If our communication technologies continue to impose a database logic on our everyday lives, what happens to narrative logic and plotting? There have been popular movies that attempt to narrate this cultural shift to the database. Movies like The Matrix, Memento and Eternal Sunshine of the Spotless Mind, while fluid and “networked” across different time periods and spaces, they still work within classical plots for unifying dramatic action. In fact, it is their very linearity that allows these narratives to be so complex.  Point of view is established, characters are sharply delineated, cause-and-effect chains attended to and closure at least partially defined.  It seems plotted and mimetic narratives will adapt to database logic just fine.

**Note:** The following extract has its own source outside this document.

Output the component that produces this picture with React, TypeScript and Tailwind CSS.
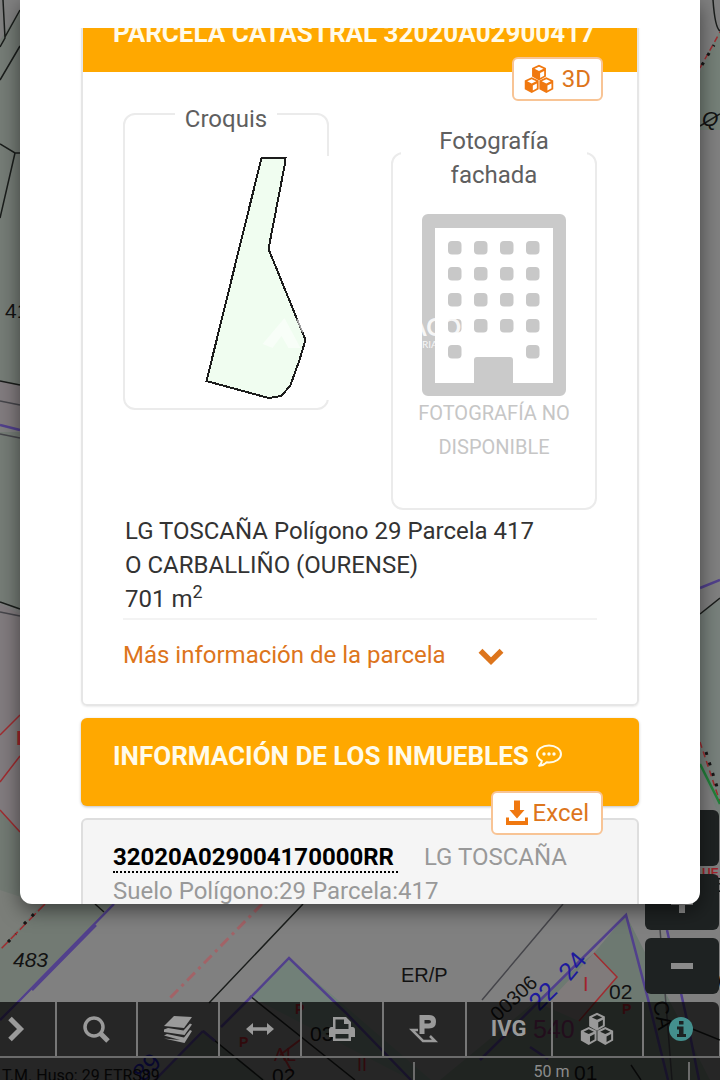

The database interface is a mirror, not of the world, but of how we orient our minds and thought processes to the world. A spatial understanding of time does not necessarily have to have the clarity and accessibility of most information design and data displays. Much of this speculation about the role of interface in replacing plot is a way to think of new kinds of stories, new ways of opening up the world and experience. Drawing on familiar plots from legacy media is inevitable and it will take some time to understand the database nature of our own mind's interface with the world. For database narratives to find their natural "story" form, authors and artists must look at how the database is lived in everyday life. There are no central conflicts, heroes and villains, winners and losers, in database logic. There are certainly competing narratives, but there is no center, no central character and no final moment of catharsis. There are only relational events and the narratives of moving through them.